At last to our right a magnificent vista appeared—far below us an impressive bridge spanned a wide river which had cut a deep ravine through the surrounding cliffs. It was breathtaking all the more so because it was so unexpected. IMG_1937

I felt a little dizzy taking it all in. We pulled to the curb in a large parking area with picnic tables and shelters. The wind was blowing and it seemed like we could topple on down the cliff.

Back when we were in Navarre on the Florida Panhandle navigating the main road we had seen a remarkable vehicle ahead of us. It was an extremely tall and ungainly looking camper van. It was like nothing we had seen before. It perched on enormous tires which looked like they could have supported a tank. The strange looking camper sported french license plates and two motor bikes were strapped to the back. Clearly these intrepid souls had shipped their beloved camper to the States for a big tour. It was an odd and unforgettable sight.

Hundreds and hundreds of miles later in this parking lot perched high above the Pecos River, here was what looked like the same strange contraption. French plates, motor bikes and giant tires. Could there be two of these vehicles or had we miraculously re-encountered each other?

We sat in our Airstream contemplating the view and enjoying lunch. Finally, I could take it no more. I had to ask. I walked over to the strange vehicle. It was so high the steps to gain access were actually a ladder. The door was open. The occupants were likely enjoying their own lunch.

“Pardon? Pardon?” A woman appeared in the doorway. “Bonjour! Parlez vous anglais?” “Non, mais mon marie parle anglais.” A nice looking man about my age appeared. “Bonjour!” I asked if they had been in Navarre near Pensacola a few weeks ago and they replied that they had. “C’est incroyable!” We saw you there and now we have run into each other again! The man agreed it was remarkable that in such a big country we would encounter each other again. He translated for his wife. There was much smiling and nodding and further expressions of amazement. We wished each other a good trip and I returned to Jim, curiosity satisfied. Shortly after, the big camper van pulled away as our frenchmen continued their journey.

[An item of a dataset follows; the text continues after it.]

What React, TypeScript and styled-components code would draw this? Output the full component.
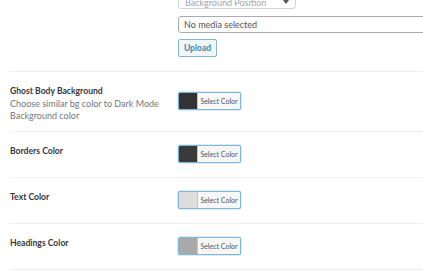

We followed moments later. In all the parking lots in all the world…

The landscape was arid. The air was warm. The highway wound through hills and valleys dotted with dusty scrub, mesquite and rock formations. We passed signs directing us to Big Bend State Park. Another place we would love to see, but must save for another trip.

We reached the Fort Stockton RV Resort in the late afternoon. The sun was beginning to set and, while it was still very warm, it would cool quickly once the sun was gone. The rv resort was large with a few brave trees dotting the camp sites. Half the park was devoted to transients and half the park was clearly comprised of full time residents.

It had been a long drive, but one full of new sights and adventures. We were tired from so many miles, but we unhitched knowing the next day was not a travel day. We would explore Fort Stockton. The ever present wind was blowing and we opened all our windows to catch the breeze. After Fort Stockton we would have one last leg in our hop scotch across Texas.